REQUEST:
Copy out the lines that include the word "React".

RECORDED DATA:

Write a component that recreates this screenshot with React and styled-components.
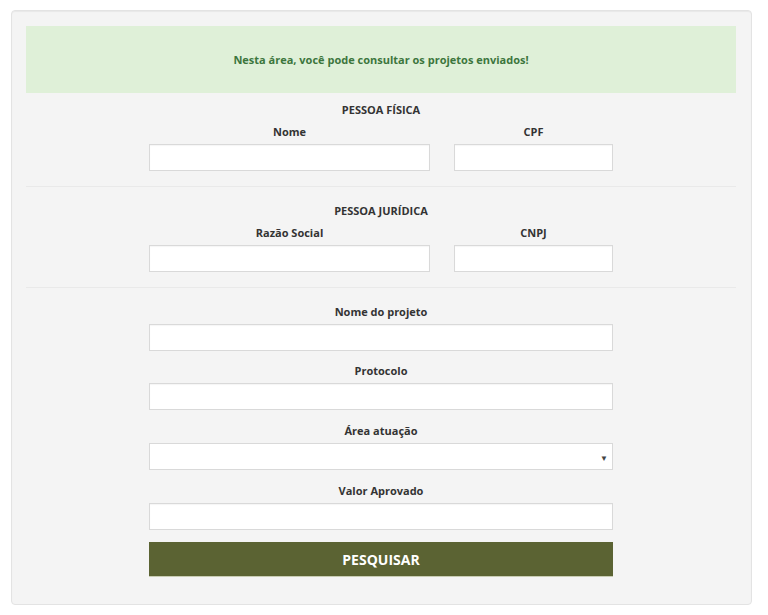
import React from 'react'
import styled, { createGlobalStyle } from 'styled-components'

const Global = createGlobalStyle`
  body {
    margin: 0;
    padding: 10px 16px 0 11px;
    background: #ffffff;
    font-family: "Open Sans", "Liberation Sans", sans-serif;
    color: #333;
  }
  * { box-sizing: border-box; }
`

const Well = styled.div`
  background-color: #f4f4f4;
  border: 1px solid #e3e3e3;
  border-radius: 4px;
  box-shadow: inset 0 1px 1px rgba(0, 0, 0, 0.05);
  padding: 15px 15px 12px 14px;
`

const Alert = styled.div`
  background-color: #dff0d8;
  color: #3c763d;
  height: 67px;
  display: flex;
  align-items: center;
  justify-content: center;
  font-size: 11px;
  font-weight: 700;
`

const Section = styled.div`
  padding: ${({$top}) => $top || 8}px 0 ${({$bottom}) => $bottom ?? 15}px;
  border-bottom: ${({$last}) => $last ? 'none' : '1px solid #e9e9e9'};
`

const Column = styled.div`
  width: 464px;
  margin: 0 auto;
`

const Title = styled.div`
  text-align: center;
  font-size: 11px;
  font-weight: 700;
  line-height: 18px;
  margin-bottom: 4px;
`

const Row = styled.div`
  display: flex;
  gap: 24px;
`

const Group = styled.div`
  flex: ${({$w}) => $w ? `0 0 ${$w}px` : '1'};
  margin-bottom: ${({$mb}) => $mb ?? 12}px;
`

const Label = styled.label`
  display: block;
  text-align: center;
  font-size: 11px;
  font-weight: 700;
  line-height: 18px;
  margin-bottom: 3px;
`

const Input = styled.input`
  display: block;
  width: 100%;
  height: 27px;
  border: 1px solid #d9d9d9;
  border-radius: 0;
  background: #fff;
  box-shadow: inset 0 1px 1px rgba(0, 0, 0, 0.04);
  outline: none;
`

const SelectBox = styled.div`
  position: relative;
  height: 27px;
  border: 1px solid #d9d9d9;
  background: #fff;
`

const Caret = styled.span`
  position: absolute;
  right: 4px;
  top: 50%;
  transform: translateY(-50%);
  font-size: 8px;
  color: #444;
`

const Button = styled.button`
  display: block;
  width: 100%;
  height: 35px;
  border: none;
  border-bottom: 1px solid #c9cdb4;
  background-color: #5b6333;
  color: #fff;
  font-family: "Open Sans", "Liberation Sans", sans-serif;
  font-size: 14px;
  font-weight: 700;
  cursor: pointer;
`

export default function App() {
  return (
    <>
      <Global />
      <Well>
        <Alert>Nesta área, você pode consultar os projetos enviados!</Alert>

        <Section>
          <Column>
            <Title>PESSOA FÍSICA</Title>
            <Row>
              <Group $mb={0}>
                <Label>Nome</Label>
                <Input />
              </Group>
              <Group $w={159} $mb={0}>
                <Label>CPF</Label>
                <Input />
              </Group>
            </Row>
          </Column>
        </Section>

        <Section $top={15}>
          <Column>
            <Title>PESSOA JURÍDICA</Title>
            <Row>
              <Group $mb={0}>
                <Label>Razão Social</Label>
                <Input />
              </Group>
              <Group $w={159} $mb={0}>
                <Label>CNPJ</Label>
                <Input />
              </Group>
            </Row>
          </Column>
        </Section>

        <Section $top={15} $bottom={15} $last>
          <Column>
            <Group $mb={11}>
              <Label>Nome do projeto</Label>
              <Input />
            </Group>
            <Group>
              <Label>Protocolo</Label>
              <Input />
            </Group>
            <Group>
              <Label>Área atuação</Label>
              <SelectBox>
                <Caret>▼</Caret>
              </SelectBox>
            </Group>
            <Group>
              <Label>Valor Aprovado</Label>
              <Input />
            </Group>
            <Button>PESQUISAR</Button>
          </Column>
        </Section>
      </Well>
    </>
  )
}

SOLUTION TO THIS EXERCISE:
Write a component that recreates this screenshot with React and styled-components.
import React from 'react'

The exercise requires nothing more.